The decision comes after weeks of controversy over KU professor Dennis Dailey's teaching methods.





State Sen. Susan Wagle, R-Wichita, accused Dailey of showing pornographic videos, making vulgar remarks to female students and promoting pedophilia in his human sexuality class.

Dailey, an award-winning instructor, denied the allegations and a subsequent investigation by KU exonerated him.

The provision, authored by Wagle, will require KU and other state funded, post-secondary schools to develop policies for human sexuality courses on the use of sexually explicit materials, teaching about the issue of pedophilia, and sexual harassment.

The measure was part of the last budget bill aproved by the Legislature.

Sebelius signed the bill into law today.

In regards to the Wagle provision, Sebelius issued a prepared statement that described the measure as "an acceptable balance that will preserve academic freedom and require university administrators to adopt policies on issues of concern to many Kansans."

On April 21, Sebelius vetoed another measure by Wagle that would have withheld $3.1 million in state funding from the KU School of Social Welfare if it had been determined that obscene videos were shown in the class.

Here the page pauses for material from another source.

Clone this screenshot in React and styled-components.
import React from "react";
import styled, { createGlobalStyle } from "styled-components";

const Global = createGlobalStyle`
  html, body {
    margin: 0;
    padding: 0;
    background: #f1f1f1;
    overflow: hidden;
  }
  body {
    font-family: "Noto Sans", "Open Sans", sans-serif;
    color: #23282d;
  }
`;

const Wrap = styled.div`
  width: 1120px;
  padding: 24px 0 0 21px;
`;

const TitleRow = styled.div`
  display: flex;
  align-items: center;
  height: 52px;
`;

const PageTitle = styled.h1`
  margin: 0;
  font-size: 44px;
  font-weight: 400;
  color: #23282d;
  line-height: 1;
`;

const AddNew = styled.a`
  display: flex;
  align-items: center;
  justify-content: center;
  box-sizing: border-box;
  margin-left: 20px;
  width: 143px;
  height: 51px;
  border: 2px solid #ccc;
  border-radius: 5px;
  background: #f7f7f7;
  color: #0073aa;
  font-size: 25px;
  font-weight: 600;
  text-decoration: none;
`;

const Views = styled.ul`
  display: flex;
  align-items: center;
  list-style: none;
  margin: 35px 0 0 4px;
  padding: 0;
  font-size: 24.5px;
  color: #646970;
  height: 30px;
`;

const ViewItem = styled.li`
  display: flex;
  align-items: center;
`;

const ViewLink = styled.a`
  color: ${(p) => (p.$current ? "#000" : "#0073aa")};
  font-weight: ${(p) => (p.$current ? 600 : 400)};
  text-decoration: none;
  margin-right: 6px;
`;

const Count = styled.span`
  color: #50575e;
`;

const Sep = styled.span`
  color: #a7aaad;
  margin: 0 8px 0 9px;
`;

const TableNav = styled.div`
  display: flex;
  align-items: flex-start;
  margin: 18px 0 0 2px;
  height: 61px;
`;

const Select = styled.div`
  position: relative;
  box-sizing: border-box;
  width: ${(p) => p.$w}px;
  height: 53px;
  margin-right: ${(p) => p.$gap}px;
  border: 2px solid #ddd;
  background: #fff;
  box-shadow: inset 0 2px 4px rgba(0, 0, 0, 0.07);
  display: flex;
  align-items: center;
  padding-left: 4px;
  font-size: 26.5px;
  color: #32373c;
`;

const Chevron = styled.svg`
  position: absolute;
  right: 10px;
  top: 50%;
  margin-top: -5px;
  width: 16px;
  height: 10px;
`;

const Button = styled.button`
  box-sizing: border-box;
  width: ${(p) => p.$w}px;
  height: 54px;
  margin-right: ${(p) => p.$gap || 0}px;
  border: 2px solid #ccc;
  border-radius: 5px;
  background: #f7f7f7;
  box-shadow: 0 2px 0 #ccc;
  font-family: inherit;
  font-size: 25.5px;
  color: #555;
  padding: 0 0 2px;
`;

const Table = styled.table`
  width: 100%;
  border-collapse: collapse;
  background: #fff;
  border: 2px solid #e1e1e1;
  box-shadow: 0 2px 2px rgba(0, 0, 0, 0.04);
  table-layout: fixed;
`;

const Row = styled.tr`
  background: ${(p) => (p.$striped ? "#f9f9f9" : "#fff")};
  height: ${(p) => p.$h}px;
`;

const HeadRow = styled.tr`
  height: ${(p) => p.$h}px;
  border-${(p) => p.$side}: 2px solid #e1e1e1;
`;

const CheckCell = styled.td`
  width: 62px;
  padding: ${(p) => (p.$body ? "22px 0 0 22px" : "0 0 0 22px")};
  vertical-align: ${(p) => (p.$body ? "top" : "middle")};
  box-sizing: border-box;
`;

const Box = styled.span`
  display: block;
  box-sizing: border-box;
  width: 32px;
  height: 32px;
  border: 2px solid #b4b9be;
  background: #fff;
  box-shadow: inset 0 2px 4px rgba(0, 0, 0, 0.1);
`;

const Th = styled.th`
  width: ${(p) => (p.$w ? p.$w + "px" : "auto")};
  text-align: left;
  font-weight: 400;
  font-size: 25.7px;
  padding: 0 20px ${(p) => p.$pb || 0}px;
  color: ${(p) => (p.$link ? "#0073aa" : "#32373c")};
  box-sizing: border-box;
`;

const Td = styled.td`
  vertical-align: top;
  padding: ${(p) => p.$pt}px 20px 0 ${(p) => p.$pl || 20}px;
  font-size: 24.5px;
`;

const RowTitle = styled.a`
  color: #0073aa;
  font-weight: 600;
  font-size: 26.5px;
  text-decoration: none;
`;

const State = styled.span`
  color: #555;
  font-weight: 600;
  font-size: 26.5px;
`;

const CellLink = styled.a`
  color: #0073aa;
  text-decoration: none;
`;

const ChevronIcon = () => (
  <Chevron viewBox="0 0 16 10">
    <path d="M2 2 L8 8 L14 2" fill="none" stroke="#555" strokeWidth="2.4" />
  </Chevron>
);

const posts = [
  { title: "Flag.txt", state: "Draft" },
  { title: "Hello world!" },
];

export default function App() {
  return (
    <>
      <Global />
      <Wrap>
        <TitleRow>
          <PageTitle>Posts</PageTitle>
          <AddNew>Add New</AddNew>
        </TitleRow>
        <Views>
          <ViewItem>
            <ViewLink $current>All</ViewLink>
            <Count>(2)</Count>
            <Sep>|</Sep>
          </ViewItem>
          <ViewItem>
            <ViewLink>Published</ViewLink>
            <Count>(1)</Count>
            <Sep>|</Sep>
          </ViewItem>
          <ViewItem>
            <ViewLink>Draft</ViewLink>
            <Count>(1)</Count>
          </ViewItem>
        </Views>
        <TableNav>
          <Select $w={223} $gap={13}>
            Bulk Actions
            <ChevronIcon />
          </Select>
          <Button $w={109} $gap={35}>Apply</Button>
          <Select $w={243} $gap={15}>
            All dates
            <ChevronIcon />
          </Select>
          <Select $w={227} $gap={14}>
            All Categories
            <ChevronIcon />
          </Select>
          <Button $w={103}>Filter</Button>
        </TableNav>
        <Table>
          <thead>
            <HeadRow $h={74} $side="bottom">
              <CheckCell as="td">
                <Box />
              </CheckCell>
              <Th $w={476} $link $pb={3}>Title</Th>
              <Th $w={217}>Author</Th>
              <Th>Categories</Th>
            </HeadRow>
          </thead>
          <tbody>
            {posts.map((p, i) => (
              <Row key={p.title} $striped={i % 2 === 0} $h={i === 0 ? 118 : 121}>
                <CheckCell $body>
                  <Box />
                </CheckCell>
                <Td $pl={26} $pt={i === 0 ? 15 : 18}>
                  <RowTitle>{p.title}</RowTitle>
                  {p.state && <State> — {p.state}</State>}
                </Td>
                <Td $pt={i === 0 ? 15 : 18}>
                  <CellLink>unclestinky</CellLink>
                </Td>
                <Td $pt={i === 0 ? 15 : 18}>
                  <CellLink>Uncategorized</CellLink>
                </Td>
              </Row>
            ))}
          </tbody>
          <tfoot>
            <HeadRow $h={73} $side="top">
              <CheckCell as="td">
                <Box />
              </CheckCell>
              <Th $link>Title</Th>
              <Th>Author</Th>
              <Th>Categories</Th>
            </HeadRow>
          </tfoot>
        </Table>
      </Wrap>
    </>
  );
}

Wagle did not seek a legislative override of that amendment, instead pushing through the alternative amendment.

Wagle aired her charges against Dailey several times on nationally televised talk shows. Meanwhile, several of Dailey's students rallied to his side.

In her statement, Sebelius said the newest Wagle provison would have only a slight effect on public universities and keeps the Legislature "within appropriate boundaries" when it comes to getting involved in course curiculum.

Wagle said she was pleased Sebelius accepted the provision.

"It's going to force the University of Kansas to deal with this issue," she said. "They've been putting their head in the sand,"

KU did not have an immediate response.